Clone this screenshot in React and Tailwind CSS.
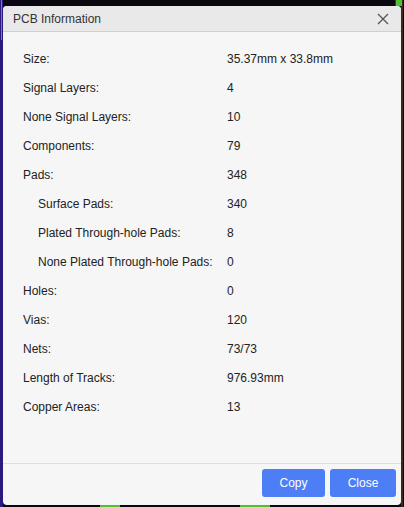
import React from "react";

const rows = [
  { label: "Size:", value: "35.37mm x 33.8mm" },
  { label: "Signal Layers:", value: "4" },
  { label: "None Signal Layers:", value: "10" },
  { label: "Components:", value: "79" },
  { label: "Pads:", value: "348" },
  { label: "Surface Pads:", value: "340", sub: true },
  { label: "Plated Through-hole Pads:", value: "8", sub: true },
  { label: "None Plated Through-hole Pads:", value: "0", sub: true },
  { label: "Holes:", value: "0" },
  { label: "Vias:", value: "120" },
  { label: "Nets:", value: "73/73" },
  { label: "Length of Tracks:", value: "976.93mm" },
  { label: "Copper Areas:", value: "13" },
];

const PcbInformation = () => {
  return (
    <div className="relative w-[404px] h-[507px] bg-[#0b0710] overflow-hidden font-['Liberation_Sans',Arial,sans-serif]">
      {/* canvas traces behind the dialog */}
      <div className="absolute left-0 top-0 w-[3px] h-full bg-[#2a1a80]" />
      <div className="absolute left-[1px] top-0 w-[1px] h-[40px] bg-[#a08020]" />
      <div className="absolute right-[1px] top-0 w-[2px] h-full bg-[#3a2a20]" />
      <div className="absolute right-[6px] top-0 w-[3px] h-[6px] bg-[#6a1a70]" />
      <div className="absolute right-[2px] top-0 w-[6px] h-[6px] bg-[#4fc030]" />
      <div className="absolute left-[100px] bottom-0 w-[20px] h-[2px] bg-[#4fc030]" />
      <div className="absolute left-[240px] bottom-0 w-[30px] h-[2px] bg-[#4fc030]" />

      <div className="absolute left-[3px] top-[6px] w-[398px] h-[499px] flex flex-col rounded-[4px] bg-[#f6f6f6] overflow-hidden">
        {/* Header */}
        <div className="h-[26px] flex items-center justify-between pl-[10px] pr-[12px] bg-[#e9e9e9] border-b border-[#d0d0d0]">
          <span className="text-[12px] text-[#333]">PCB Information</span>
          <svg width="12" height="12" viewBox="0 0 12 12" className="text-[#555]">
            <path d="M1 1L11 11M11 1L1 11" stroke="currentColor" strokeWidth="1.3" />
          </svg>
        </div>

        {/* Body */}
        <div className="flex-1 pt-[12px] pl-[20px]">
          {rows.map((row, index) => (
            <div key={index} className="h-[29px] flex items-center text-[12px] text-[#222] whitespace-nowrap">
              <div className={`w-[204px] ${row.sub ? "pl-[15px]" : ""}`}>{row.label}</div>
              <div>{row.value}</div>
            </div>
          ))}
        </div>

        {/* Footer */}
        <div className="h-[42px] flex items-start justify-end gap-[5px] pt-[5px] pr-[5px] border-t border-[#dedede]">
          <button className="w-[63px] h-[28px] rounded-[3px] bg-[#4d7ef6] text-white text-[12px]">
            Copy
          </button>
          <button className="w-[66px] h-[28px] rounded-[3px] bg-[#4d7ef6] text-white text-[12px]">
            Close
          </button>
        </div>
      </div>
    </div>
  );
};

export default function App() {
  return <PcbInformation />;
}
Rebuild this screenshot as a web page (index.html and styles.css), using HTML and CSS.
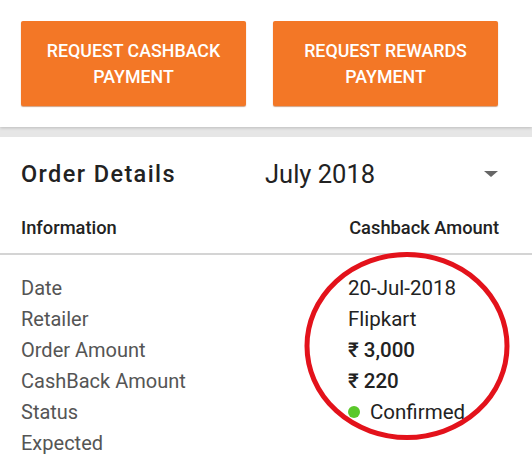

+++

Omit every picture while copying the listing above exactly.

(RESPONSE TO THIS EXERCISE)
Clone this screenshot in React and Tailwind CSS.
import React from "react";

const rows = [
  { label: "Size:", value: "35.37mm x 33.8mm" },
  { label: "Signal Layers:", value: "4" },
  { label: "None Signal Layers:", value: "10" },
  { label: "Components:", value: "79" },
  { label: "Pads:", value: "348" },
  { label: "Surface Pads:", value: "340", sub: true },
  { label: "Plated Through-hole Pads:", value: "8", sub: true },
  { label: "None Plated Through-hole Pads:", value: "0", sub: true },
  { label: "Holes:", value: "0" },
  { label: "Vias:", value: "120" },
  { label: "Nets:", value: "73/73" },
  { label: "Length of Tracks:", value: "976.93mm" },
  { label: "Copper Areas:", value: "13" },
];

const PcbInformation = () => {
  return (
    <div className="relative w-[404px] h-[507px] bg-[#0b0710] overflow-hidden font-['Liberation_Sans',Arial,sans-serif]">
      {/* canvas traces behind the dialog */}
      <div className="absolute left-0 top-0 w-[3px] h-full bg-[#2a1a80]" />
      <div className="absolute left-[1px] top-0 w-[1px] h-[40px] bg-[#a08020]" />
      <div className="absolute right-[1px] top-0 w-[2px] h-full bg-[#3a2a20]" />
      <div className="absolute right-[6px] top-0 w-[3px] h-[6px] bg-[#6a1a70]" />
      <div className="absolute right-[2px] top-0 w-[6px] h-[6px] bg-[#4fc030]" />
      <div className="absolute left-[100px] bottom-0 w-[20px] h-[2px] bg-[#4fc030]" />
      <div className="absolute left-[240px] bottom-0 w-[30px] h-[2px] bg-[#4fc030]" />

      <div className="absolute left-[3px] top-[6px] w-[398px] h-[499px] flex flex-col rounded-[4px] bg-[#f6f6f6] overflow-hidden">
        {/* Header */}
        <div className="h-[26px] flex items-center justify-between pl-[10px] pr-[12px] bg-[#e9e9e9] border-b border-[#d0d0d0]">
          <span className="text-[12px] text-[#333]">PCB Information</span>
          <svg width="12" height="12" viewBox="0 0 12 12" className="text-[#555]">
            <path d="M1 1L11 11M11 1L1 11" stroke="currentColor" strokeWidth="1.3" />
          </svg>
        </div>

        {/* Body */}
        <div className="flex-1 pt-[12px] pl-[20px]">
          {rows.map((row, index) => (
            <div key={index} className="h-[29px] flex items-center text-[12px] text-[#222] whitespace-nowrap">
              <div className={`w-[204px] ${row.sub ? "pl-[15px]" : ""}`}>{row.label}</div>
              <div>{row.value}</div>
            </div>
          ))}
        </div>

        {/* Footer */}
        <div className="h-[42px] flex items-start justify-end gap-[5px] pt-[5px] pr-[5px] border-t border-[#dedede]">
          <button className="w-[63px] h-[28px] rounded-[3px] bg-[#4d7ef6] text-white text-[12px]">
            Copy
          </button>
          <button className="w-[66px] h-[28px] rounded-[3px] bg-[#4d7ef6] text-white text-[12px]">
            Close
          </button>
        </div>
      </div>
    </div>
  );
};

export default function App() {
  return <PcbInformation />;
}
Rebuild this screenshot as a web page (index.html and styles.css), using HTML and CSS.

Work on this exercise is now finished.